Given problem: Quote all of the data exactly as given. Skip every picture it contains.

Dataset section:
----

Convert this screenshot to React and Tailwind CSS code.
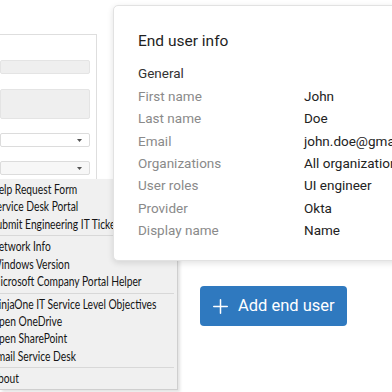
import React from "react";

const rows = [
  ["First name", "John"],
  ["Last name", "Doe"],
  ["Email", "john.doe@gmail.com"],
  ["Organizations", "All organizations"],
  ["User roles", "UI engineer"],
  ["Provider", "Okta"],
  ["Display name", "Name"],
];

const groups = [
  ["Help Request Form", "Service Desk Portal", "Submit Engineering IT Ticket"],
  ["Network Info", "Windows Version", "Microsoft Company Portal Helper"],
  ["NinjaOne IT Service Level Objectives", "Open OneDrive", "Open SharePoint", "Email Service Desk"],
  ["About"],
];

function Caret() {
  return (
    <svg width="5" height="3" viewBox="0 0 5 3" className="shrink-0">
      <path d="M0 0h5L2.5 3z" fill="#555" />
    </svg>
  );
}

export default function App() {
  return (
    <div className="relative w-[392px] h-[392px] overflow-hidden bg-white flex" style={{ fontFamily: "Roboto, Inter, sans-serif" }}>
      {/* left form panel (partially off-screen) */}
      <div className="w-[96px] shrink-0 mt-[34px] h-[160px] -ml-[60px] pl-[60px] border-t border-r border-[#dedede] box-content">
        <div className="flex flex-col pt-[25px] pr-[6px] gap-[15px]">
          <div className="h-[14px] bg-[#efefef] border border-[#e4e4e4] rounded-[2px]" />
          <div className="h-[30px] bg-[#efefef] border border-[#e4e4e4] rounded-[2px] -mb-[1px]" />
          <div className="h-[14px] bg-white border border-[#dcdcdc] rounded-[2px] flex items-center justify-end pr-[7px]"><Caret /></div>
          <div className="h-[14px] bg-[#f7f7f7] border border-[#dcdcdc] rounded-[2px] flex items-center justify-end pr-[7px] -mt-[1px]"><Caret /></div>
        </div>
      </div>

      {/* main content */}
      <div className="flex-1 pt-[286px] pl-[103px]">
        <button className="flex items-center gap-[10px] h-[40px] w-[147px] pl-[13px] rounded-[4px] bg-[#2f79bf] text-white text-[16.5px]">
          <svg width="15" height="15" viewBox="0 0 15 15" fill="none" stroke="white" strokeWidth="1.5" strokeLinecap="round">
            <path d="M7.5 0.75v13.5M0.75 7.5h13.5" />
          </svg>
          <span>Add end user</span>
        </button>
      </div>

      {/* context menu */}
      <div
        className="absolute left-0 top-[179px] w-[178px] h-[211px] bg-[#f0f0f0] border-r border-b border-[#cfcfcf] shadow-[2px_2px_3px_rgba(0,0,0,0.12)] pt-[2px] overflow-hidden text-[12.5px] text-[#151515]"
        style={{ fontFamily: "Lato, 'Noto Sans', sans-serif" }}
      >
        {groups.map((g, gi) => (
          <div key={gi}>
            {gi > 0 && <div className="h-[5.5px] flex items-center pr-[3px]"><div className="h-px w-full bg-[#d8d8d8]" /></div>}
            {g.map((t) => (
              <div key={t} className="h-[17.3px] leading-[17.3px] -ml-[9px] whitespace-nowrap">
                <span className="inline-block origin-left scale-x-[0.82]">{t}</span>
              </div>
            ))}
          </div>
        ))}
      </div>

      {/* end user info popover */}
      <div className="absolute left-[113px] top-[5px] w-[300px] h-[256px] bg-white rounded-[5px] border border-[#e2e2e2] shadow-[0_2px_6px_rgba(0,0,0,0.12)] pl-[24px] pt-[23px]">
        <div className="text-[15.5px] leading-[24px] text-[#1f1f1f]">End user info</div>
        <div className="mt-[9px] text-[13.5px] leading-[22px] text-[#333]">General</div>
        <div className="mt-[1px]">
          {rows.map(([k, v]) => (
            <div key={k} className="flex h-[22.3px] items-center text-[13.5px] whitespace-nowrap">
              <div className="w-[166px] shrink-0 text-[#8a8a8a]">{k}</div>
              <div className="text-[#222]">{v}</div>
            </div>
          ))}
        </div>
      </div>
    </div>
  );
}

----

Problem solution:
Convert this screenshot to React and Tailwind CSS code.
import React from "react";

const rows = [
  ["First name", "John"],
  ["Last name", "Doe"],
  ["Email", "john.doe@gmail.com"],
  ["Organizations", "All organizations"],
  ["User roles", "UI engineer"],
  ["Provider", "Okta"],
  ["Display name", "Name"],
];

const groups = [
  ["Help Request Form", "Service Desk Portal", "Submit Engineering IT Ticket"],
  ["Network Info", "Windows Version", "Microsoft Company Portal Helper"],
  ["NinjaOne IT Service Level Objectives", "Open OneDrive", "Open SharePoint", "Email Service Desk"],
  ["About"],
];

function Caret() {
  return (
    <svg width="5" height="3" viewBox="0 0 5 3" className="shrink-0">
      <path d="M0 0h5L2.5 3z" fill="#555" />
    </svg>
  );
}

export default function App() {
  return (
    <div className="relative w-[392px] h-[392px] overflow-hidden bg-white flex" style={{ fontFamily: "Roboto, Inter, sans-serif" }}>
      {/* left form panel (partially off-screen) */}
      <div className="w-[96px] shrink-0 mt-[34px] h-[160px] -ml-[60px] pl-[60px] border-t border-r border-[#dedede] box-content">
        <div className="flex flex-col pt-[25px] pr-[6px] gap-[15px]">
          <div className="h-[14px] bg-[#efefef] border border-[#e4e4e4] rounded-[2px]" />
          <div className="h-[30px] bg-[#efefef] border border-[#e4e4e4] rounded-[2px] -mb-[1px]" />
          <div className="h-[14px] bg-white border border-[#dcdcdc] rounded-[2px] flex items-center justify-end pr-[7px]"><Caret /></div>
          <div className="h-[14px] bg-[#f7f7f7] border border-[#dcdcdc] rounded-[2px] flex items-center justify-end pr-[7px] -mt-[1px]"><Caret /></div>
        </div>
      </div>

      {/* main content */}
      <div className="flex-1 pt-[286px] pl-[103px]">
        <button className="flex items-center gap-[10px] h-[40px] w-[147px] pl-[13px] rounded-[4px] bg-[#2f79bf] text-white text-[16.5px]">
          <svg width="15" height="15" viewBox="0 0 15 15" fill="none" stroke="white" strokeWidth="1.5" strokeLinecap="round">
            <path d="M7.5 0.75v13.5M0.75 7.5h13.5" />
          </svg>
          <span>Add end user</span>
        </button>
      </div>

      {/* context menu */}
      <div
        className="absolute left-0 top-[179px] w-[178px] h-[211px] bg-[#f0f0f0] border-r border-b border-[#cfcfcf] shadow-[2px_2px_3px_rgba(0,0,0,0.12)] pt-[2px] overflow-hidden text-[12.5px] text-[#151515]"
        style={{ fontFamily: "Lato, 'Noto Sans', sans-serif" }}
      >
        {groups.map((g, gi) => (
          <div key={gi}>
            {gi > 0 && <div className="h-[5.5px] flex items-center pr-[3px]"><div className="h-px w-full bg-[#d8d8d8]" /></div>}
            {g.map((t) => (
              <div key={t} className="h-[17.3px] leading-[17.3px] -ml-[9px] whitespace-nowrap">
                <span className="inline-block origin-left scale-x-[0.82]">{t}</span>
              </div>
            ))}
          </div>
        ))}
      </div>

      {/* end user info popover */}
      <div className="absolute left-[113px] top-[5px] w-[300px] h-[256px] bg-white rounded-[5px] border border-[#e2e2e2] shadow-[0_2px_6px_rgba(0,0,0,0.12)] pl-[24px] pt-[23px]">
        <div className="text-[15.5px] leading-[24px] text-[#1f1f1f]">End user info</div>
        <div className="mt-[9px] text-[13.5px] leading-[22px] text-[#333]">General</div>
        <div className="mt-[1px]">
          {rows.map(([k, v]) => (
            <div key={k} className="flex h-[22.3px] items-center text-[13.5px] whitespace-nowrap">
              <div className="w-[166px] shrink-0 text-[#8a8a8a]">{k}</div>
              <div className="text-[#222]">{v}</div>
            </div>
          ))}
        </div>
      </div>
    </div>
  );
}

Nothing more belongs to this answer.